▶ **What you have to do**: Pull out every line below containing the word "styles".

━━━ Data lines ━━━

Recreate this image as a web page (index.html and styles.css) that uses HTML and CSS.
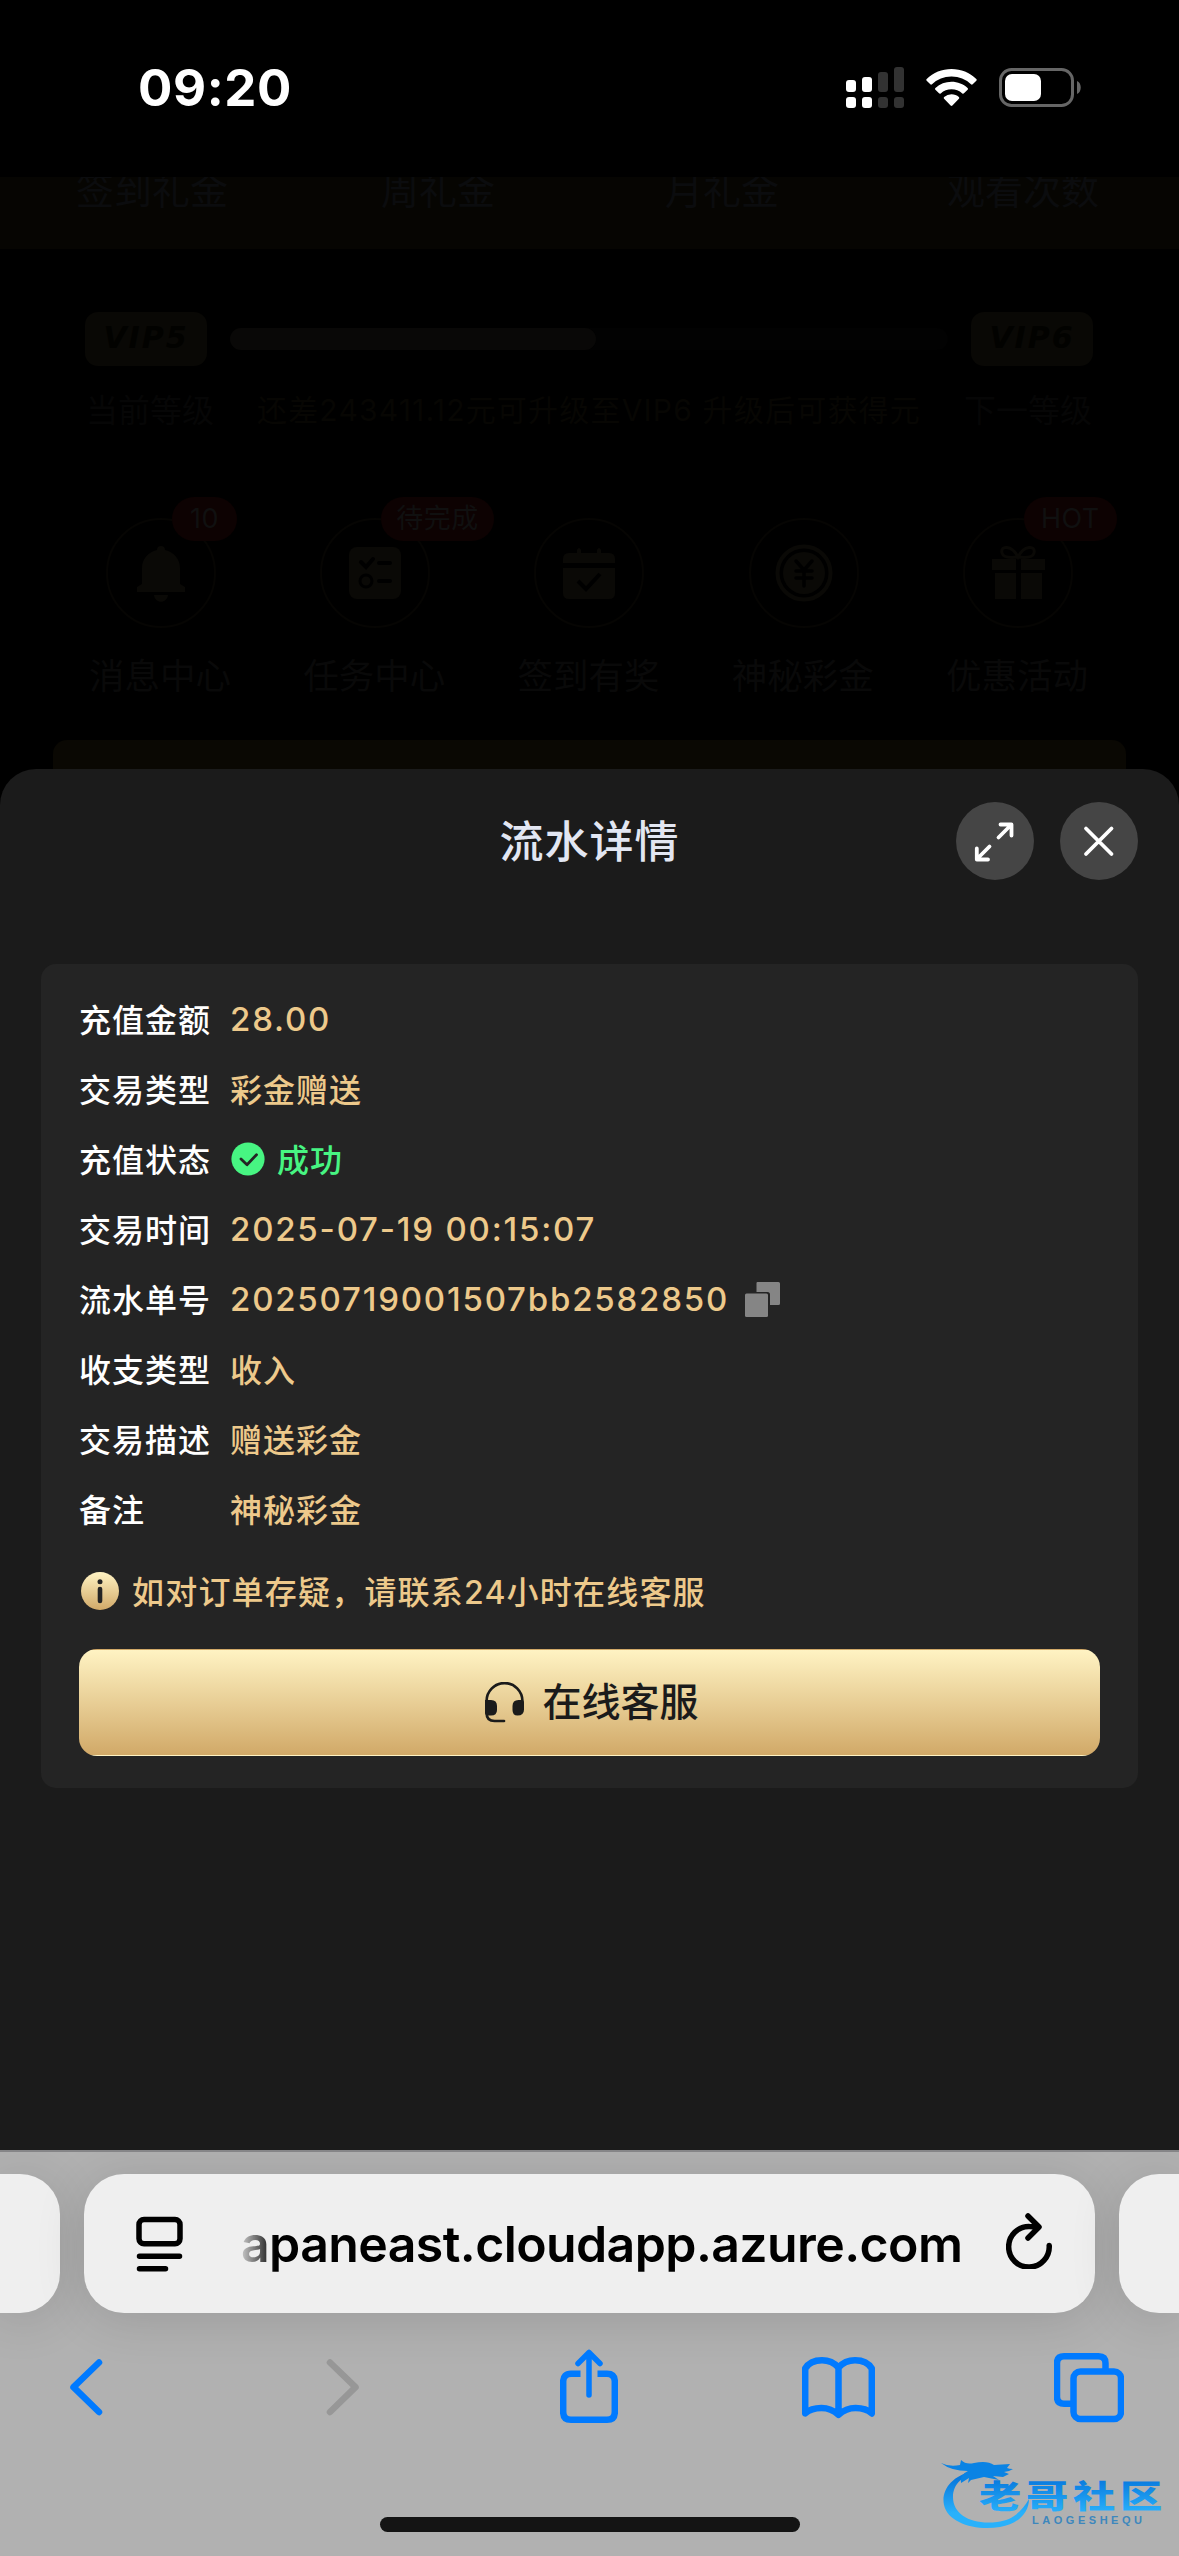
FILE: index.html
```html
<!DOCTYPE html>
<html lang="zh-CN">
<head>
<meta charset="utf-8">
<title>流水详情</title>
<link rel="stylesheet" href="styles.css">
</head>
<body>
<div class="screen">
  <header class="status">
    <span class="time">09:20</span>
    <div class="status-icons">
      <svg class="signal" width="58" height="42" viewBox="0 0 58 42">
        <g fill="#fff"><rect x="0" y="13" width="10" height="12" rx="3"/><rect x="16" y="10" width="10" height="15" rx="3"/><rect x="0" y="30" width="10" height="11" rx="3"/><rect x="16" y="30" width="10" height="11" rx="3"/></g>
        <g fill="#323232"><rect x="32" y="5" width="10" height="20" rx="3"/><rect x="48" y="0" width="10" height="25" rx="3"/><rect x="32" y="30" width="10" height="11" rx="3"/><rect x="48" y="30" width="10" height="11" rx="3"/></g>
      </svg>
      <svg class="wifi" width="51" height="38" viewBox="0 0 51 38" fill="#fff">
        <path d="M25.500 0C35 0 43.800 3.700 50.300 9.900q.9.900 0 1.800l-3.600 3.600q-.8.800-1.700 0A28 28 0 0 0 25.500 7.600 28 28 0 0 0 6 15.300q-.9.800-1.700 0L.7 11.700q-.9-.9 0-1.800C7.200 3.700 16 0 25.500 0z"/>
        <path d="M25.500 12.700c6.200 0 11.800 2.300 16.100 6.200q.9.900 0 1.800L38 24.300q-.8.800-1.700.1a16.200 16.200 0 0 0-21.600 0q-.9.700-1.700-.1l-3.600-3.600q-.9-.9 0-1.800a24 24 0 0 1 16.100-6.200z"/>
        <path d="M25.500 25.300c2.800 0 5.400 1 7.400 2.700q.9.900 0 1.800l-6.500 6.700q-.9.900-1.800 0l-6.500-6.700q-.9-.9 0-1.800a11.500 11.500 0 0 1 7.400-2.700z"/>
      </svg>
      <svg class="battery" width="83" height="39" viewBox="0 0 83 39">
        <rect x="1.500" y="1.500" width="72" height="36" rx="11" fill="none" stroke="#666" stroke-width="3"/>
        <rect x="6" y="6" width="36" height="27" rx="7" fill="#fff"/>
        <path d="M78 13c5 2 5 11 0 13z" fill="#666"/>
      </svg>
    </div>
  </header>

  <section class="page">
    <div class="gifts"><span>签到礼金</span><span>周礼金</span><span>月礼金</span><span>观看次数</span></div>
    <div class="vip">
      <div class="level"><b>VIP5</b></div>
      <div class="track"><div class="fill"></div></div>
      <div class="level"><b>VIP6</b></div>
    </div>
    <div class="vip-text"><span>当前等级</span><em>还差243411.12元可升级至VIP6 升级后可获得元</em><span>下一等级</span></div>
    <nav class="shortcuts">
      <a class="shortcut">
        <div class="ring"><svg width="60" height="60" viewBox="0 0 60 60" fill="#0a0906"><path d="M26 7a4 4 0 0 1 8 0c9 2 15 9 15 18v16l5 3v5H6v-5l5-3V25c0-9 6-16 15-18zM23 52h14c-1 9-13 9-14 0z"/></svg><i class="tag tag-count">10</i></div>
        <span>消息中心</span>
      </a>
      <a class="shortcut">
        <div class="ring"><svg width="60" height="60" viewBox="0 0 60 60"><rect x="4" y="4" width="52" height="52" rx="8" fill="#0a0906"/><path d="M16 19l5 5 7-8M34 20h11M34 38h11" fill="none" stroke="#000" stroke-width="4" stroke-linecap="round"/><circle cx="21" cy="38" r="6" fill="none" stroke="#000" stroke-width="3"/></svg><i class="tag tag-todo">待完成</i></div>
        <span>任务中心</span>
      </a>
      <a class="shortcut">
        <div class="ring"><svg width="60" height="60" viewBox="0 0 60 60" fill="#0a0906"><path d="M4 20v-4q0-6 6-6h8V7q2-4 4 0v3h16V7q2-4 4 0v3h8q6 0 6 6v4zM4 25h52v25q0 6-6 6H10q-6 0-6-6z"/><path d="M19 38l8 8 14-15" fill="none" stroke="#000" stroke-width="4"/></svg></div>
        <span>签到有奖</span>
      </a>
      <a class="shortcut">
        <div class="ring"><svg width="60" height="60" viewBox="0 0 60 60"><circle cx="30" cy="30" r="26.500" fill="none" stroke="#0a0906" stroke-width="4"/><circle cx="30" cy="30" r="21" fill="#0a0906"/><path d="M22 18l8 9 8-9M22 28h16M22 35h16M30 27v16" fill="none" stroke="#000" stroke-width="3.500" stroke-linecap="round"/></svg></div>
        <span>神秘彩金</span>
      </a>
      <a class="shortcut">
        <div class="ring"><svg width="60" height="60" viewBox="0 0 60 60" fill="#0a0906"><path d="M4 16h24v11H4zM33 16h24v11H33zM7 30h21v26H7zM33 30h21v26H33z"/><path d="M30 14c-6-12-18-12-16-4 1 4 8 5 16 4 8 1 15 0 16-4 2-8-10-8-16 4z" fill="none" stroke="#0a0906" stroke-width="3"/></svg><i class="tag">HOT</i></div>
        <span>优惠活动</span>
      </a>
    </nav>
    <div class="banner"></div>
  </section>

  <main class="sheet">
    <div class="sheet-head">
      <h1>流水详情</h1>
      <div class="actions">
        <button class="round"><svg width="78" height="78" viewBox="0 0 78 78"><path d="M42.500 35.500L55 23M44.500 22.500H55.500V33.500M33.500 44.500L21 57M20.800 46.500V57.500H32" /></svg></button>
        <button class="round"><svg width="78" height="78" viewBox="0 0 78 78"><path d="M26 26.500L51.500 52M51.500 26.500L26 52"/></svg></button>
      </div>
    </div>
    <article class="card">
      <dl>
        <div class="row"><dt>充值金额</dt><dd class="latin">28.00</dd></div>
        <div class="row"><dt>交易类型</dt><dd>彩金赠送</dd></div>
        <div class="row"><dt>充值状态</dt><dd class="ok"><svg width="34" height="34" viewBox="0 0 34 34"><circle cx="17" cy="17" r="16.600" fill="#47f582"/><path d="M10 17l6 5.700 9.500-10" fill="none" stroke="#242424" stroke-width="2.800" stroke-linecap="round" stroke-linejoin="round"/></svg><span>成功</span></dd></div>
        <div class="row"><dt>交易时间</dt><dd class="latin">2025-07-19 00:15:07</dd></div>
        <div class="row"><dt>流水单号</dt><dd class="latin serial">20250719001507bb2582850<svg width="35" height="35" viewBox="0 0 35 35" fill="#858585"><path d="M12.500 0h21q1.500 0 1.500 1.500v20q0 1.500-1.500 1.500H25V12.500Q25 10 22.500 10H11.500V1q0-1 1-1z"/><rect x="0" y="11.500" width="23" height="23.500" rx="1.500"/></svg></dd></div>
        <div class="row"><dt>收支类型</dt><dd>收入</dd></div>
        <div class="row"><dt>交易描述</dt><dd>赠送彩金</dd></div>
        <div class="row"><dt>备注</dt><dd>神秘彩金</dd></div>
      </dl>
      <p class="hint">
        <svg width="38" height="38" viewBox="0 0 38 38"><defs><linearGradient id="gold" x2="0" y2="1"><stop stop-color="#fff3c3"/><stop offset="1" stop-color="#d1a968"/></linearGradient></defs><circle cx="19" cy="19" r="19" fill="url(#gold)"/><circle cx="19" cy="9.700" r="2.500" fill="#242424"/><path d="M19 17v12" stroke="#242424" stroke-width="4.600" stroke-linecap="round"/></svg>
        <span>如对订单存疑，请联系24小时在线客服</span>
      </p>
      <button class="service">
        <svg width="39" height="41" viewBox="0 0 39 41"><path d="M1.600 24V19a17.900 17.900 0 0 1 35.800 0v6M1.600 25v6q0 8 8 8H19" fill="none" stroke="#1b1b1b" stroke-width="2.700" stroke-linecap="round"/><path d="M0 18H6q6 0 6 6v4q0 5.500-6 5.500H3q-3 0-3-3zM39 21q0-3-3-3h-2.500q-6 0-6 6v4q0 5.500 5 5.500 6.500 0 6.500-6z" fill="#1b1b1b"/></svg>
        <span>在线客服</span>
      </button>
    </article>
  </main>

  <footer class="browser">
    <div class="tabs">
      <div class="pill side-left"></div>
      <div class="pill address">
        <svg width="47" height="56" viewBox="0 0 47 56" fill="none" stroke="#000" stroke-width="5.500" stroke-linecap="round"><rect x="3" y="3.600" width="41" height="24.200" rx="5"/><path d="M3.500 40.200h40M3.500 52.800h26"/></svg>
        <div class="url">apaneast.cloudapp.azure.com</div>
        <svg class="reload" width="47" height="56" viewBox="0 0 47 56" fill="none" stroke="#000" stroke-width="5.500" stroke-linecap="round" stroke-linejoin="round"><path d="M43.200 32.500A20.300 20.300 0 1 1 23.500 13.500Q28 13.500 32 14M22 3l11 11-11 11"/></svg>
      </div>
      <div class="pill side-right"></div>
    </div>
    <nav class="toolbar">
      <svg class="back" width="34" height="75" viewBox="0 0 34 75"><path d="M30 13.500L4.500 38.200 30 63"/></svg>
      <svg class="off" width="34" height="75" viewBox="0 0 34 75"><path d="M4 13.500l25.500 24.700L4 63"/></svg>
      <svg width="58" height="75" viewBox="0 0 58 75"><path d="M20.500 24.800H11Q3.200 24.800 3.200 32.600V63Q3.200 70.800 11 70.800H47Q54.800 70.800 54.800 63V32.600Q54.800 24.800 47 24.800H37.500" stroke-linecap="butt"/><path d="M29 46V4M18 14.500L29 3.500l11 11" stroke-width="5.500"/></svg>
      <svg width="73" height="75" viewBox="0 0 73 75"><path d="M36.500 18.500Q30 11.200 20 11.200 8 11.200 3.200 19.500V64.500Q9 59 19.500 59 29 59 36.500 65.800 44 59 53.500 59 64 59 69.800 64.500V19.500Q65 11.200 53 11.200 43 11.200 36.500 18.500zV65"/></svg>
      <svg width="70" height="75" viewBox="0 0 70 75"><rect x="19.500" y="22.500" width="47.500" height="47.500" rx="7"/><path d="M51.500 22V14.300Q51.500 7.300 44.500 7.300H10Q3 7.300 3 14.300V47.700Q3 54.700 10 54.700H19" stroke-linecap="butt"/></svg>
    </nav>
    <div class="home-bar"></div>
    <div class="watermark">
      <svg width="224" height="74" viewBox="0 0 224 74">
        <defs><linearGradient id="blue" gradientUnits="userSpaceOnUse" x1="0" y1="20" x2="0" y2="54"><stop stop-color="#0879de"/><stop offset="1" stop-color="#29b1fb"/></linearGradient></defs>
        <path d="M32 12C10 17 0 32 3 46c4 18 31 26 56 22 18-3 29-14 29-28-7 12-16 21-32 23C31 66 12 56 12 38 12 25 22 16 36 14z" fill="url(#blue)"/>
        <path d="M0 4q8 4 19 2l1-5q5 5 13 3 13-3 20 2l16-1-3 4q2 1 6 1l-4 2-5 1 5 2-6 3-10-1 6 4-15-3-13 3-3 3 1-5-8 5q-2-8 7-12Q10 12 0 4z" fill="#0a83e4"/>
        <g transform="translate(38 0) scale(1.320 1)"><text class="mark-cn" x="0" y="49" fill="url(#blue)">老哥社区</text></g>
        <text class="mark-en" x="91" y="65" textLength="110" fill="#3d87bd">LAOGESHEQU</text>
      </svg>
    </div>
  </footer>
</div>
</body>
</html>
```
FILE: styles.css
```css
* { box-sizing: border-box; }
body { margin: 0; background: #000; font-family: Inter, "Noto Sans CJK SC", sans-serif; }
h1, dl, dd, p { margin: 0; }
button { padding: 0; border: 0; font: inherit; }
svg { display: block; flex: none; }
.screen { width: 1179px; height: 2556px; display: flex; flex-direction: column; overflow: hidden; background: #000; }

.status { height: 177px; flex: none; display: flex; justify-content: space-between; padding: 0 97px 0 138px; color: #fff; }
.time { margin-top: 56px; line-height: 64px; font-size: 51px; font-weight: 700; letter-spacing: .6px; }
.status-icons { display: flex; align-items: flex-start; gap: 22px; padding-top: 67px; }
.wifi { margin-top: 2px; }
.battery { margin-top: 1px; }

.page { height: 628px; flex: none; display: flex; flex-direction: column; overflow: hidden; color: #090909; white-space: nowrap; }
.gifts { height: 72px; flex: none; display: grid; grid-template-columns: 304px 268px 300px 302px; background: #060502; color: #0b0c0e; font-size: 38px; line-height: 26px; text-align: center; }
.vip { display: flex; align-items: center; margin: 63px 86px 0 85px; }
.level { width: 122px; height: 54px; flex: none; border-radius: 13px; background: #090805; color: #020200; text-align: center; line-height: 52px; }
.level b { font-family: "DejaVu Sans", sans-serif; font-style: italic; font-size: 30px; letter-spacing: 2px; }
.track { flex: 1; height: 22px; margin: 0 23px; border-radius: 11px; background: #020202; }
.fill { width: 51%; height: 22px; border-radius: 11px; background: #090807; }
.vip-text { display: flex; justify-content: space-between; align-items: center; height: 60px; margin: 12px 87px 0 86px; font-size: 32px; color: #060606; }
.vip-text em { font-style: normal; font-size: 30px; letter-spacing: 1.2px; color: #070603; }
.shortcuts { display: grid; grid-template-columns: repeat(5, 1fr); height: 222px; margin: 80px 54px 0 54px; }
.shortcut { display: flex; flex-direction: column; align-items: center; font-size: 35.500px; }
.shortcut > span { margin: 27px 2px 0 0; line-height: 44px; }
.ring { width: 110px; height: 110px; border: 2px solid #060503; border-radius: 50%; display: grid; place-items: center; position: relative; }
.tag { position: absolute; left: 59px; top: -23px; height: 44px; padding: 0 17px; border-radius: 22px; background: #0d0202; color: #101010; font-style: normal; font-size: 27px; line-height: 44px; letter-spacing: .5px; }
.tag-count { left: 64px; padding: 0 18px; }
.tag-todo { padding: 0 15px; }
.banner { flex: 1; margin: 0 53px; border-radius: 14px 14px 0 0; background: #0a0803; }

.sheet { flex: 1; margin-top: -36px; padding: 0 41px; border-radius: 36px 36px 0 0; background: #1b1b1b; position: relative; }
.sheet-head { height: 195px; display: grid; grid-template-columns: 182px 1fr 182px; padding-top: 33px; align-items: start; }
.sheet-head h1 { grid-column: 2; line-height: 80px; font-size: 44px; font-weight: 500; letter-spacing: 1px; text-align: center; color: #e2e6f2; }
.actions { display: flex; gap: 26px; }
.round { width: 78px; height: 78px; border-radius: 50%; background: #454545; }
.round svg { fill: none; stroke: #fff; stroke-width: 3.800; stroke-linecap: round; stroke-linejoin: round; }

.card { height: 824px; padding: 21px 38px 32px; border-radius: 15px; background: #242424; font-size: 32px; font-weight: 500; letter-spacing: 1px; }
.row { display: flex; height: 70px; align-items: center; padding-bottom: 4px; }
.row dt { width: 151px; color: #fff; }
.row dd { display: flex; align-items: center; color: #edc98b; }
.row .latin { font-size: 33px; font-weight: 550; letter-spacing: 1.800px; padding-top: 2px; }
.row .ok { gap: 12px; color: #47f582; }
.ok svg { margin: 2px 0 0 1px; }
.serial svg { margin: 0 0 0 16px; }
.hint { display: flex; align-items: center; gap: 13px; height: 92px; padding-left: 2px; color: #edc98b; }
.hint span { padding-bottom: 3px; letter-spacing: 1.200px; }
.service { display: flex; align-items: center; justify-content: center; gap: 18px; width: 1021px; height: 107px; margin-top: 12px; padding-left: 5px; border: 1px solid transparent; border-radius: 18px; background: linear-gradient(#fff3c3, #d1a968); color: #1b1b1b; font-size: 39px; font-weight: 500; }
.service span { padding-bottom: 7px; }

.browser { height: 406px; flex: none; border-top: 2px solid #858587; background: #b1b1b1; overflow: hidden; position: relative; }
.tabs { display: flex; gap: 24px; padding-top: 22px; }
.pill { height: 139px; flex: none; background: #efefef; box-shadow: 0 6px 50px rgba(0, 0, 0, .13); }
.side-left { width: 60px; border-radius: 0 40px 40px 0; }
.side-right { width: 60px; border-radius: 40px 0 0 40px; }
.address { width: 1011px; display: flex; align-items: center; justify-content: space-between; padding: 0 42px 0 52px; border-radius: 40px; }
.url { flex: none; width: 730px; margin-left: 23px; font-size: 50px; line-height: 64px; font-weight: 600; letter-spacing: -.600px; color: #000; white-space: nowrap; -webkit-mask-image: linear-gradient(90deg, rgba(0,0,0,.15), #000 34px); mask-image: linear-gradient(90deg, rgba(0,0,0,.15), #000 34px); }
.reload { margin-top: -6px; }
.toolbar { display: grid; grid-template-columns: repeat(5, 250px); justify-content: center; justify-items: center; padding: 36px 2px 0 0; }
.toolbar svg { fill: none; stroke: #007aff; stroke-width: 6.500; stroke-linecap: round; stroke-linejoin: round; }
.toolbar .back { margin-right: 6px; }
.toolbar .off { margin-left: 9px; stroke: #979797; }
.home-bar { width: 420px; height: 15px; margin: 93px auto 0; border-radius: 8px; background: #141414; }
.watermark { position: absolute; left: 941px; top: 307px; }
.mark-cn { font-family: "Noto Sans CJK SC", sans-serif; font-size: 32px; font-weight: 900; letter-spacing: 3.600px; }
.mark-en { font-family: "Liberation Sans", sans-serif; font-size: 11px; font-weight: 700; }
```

━━━

▶ **Written answer**:
Recreate this image as a web page (index.html and styles.css) that uses HTML and CSS.
<link rel="stylesheet" href="styles.css">
FILE: styles.css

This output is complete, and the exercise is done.